Florida is among a group of competitive battleground states where the results of the presidential race could decide the November election.
“We believe 50-plus voters are going to play a critical role in this year’s election,” said Nancy LeaMond, AARP’s executive vice president and chief advocacy and engagement officer. She pointed out that while Americans age 50 and over comprise 45 percent of the voting population, they accounted for 56 percent of the ballots cast in 2016. “They punch above their weight,” she added.

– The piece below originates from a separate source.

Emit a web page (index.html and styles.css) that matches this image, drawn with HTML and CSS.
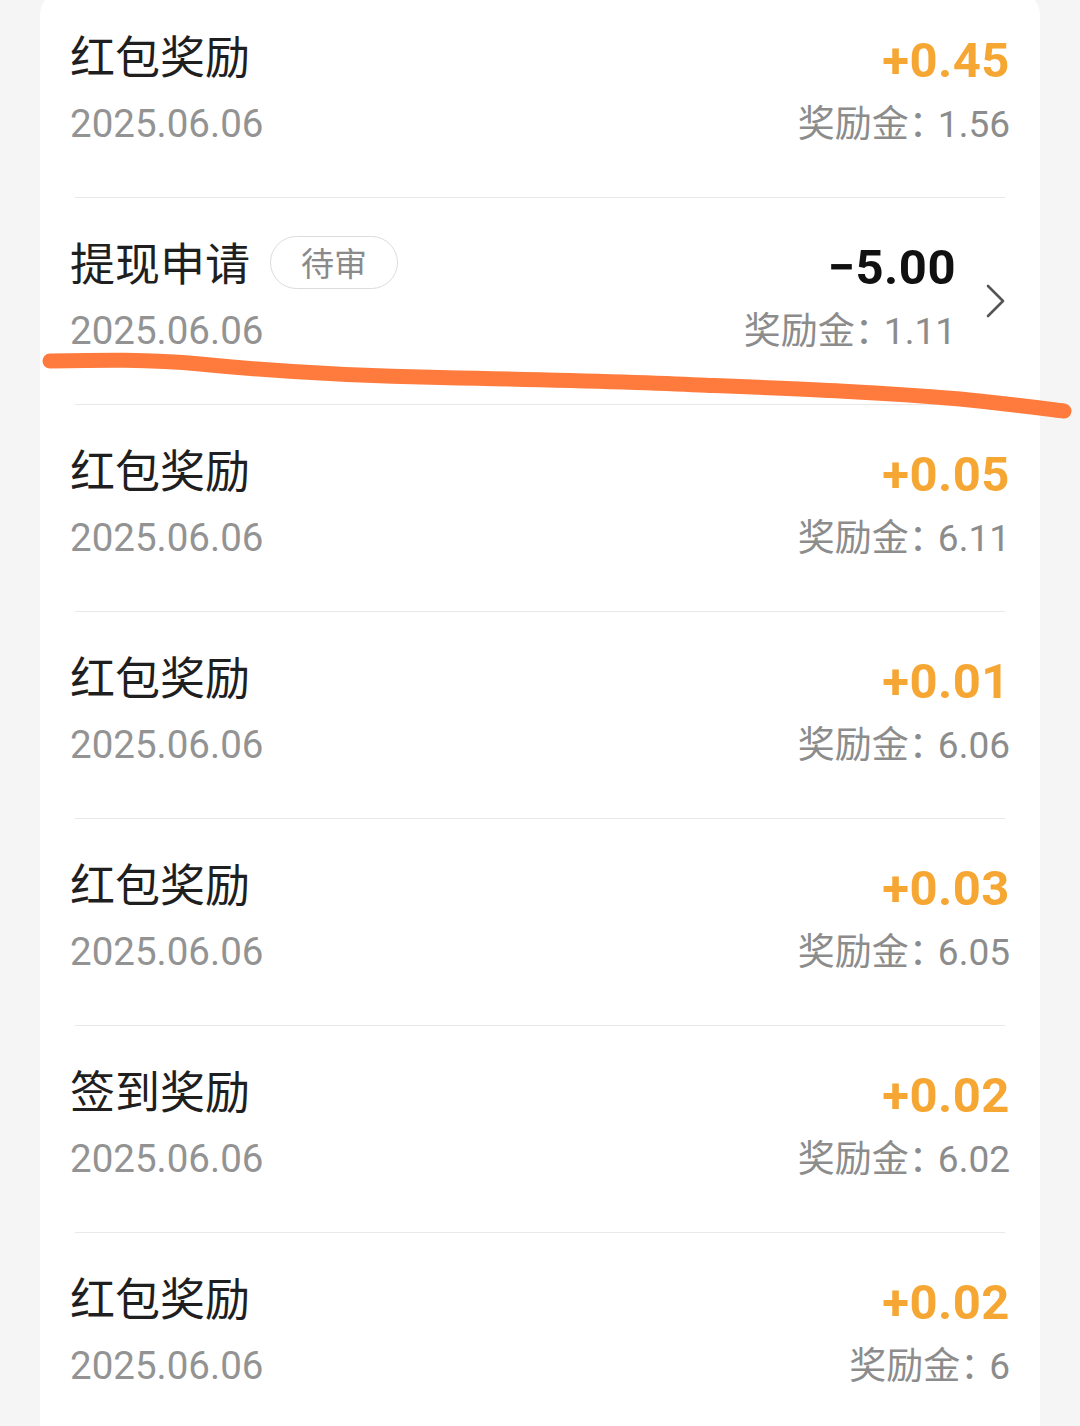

The AARP survey also found that voters 50-plus are split over whether they support the way Trump has managed the coronavirus pandemic. Among all older voters 50 percent support the president’s management of the crisis while 48 percent oppose it.
In addition, fewer than half (46 percent) of Florida’s 50-plus electorate say they would get a COVID-19 vaccine, but nearly one in four (24 percent) of all those respondents say they weren’t sure if they would get it.
The survey also found that the majority of Floridians (63 percent) will cast their ballot either by mail or by voting early in person. One-third of those polled said they will go to a polling place on Election Day.
AARP’s Protect Voters 50+ campaign is designed to help make sure that even as America continues to deal with the coronavirus crisis, that all voters get the information they need to safely cast their ballot. AARP is working in every state to educate older voters on voting options.
“One thing we know is that virtually all older voters plan to vote this year,” said LeaMond. “They want to vote; they want their voices heard and they’re going to find a way to do that that’s safe,” she said.
AARP commissioned Benenson Strategy Group and GS Strategy Group to conduct telephone surveys in six presidential battleground states, including Florida. The pollsters interviewed 1,600 likely voters in the state between Aug. 28 and Sept. 8. The results have a margin of error of plus or minus 2.5 percent.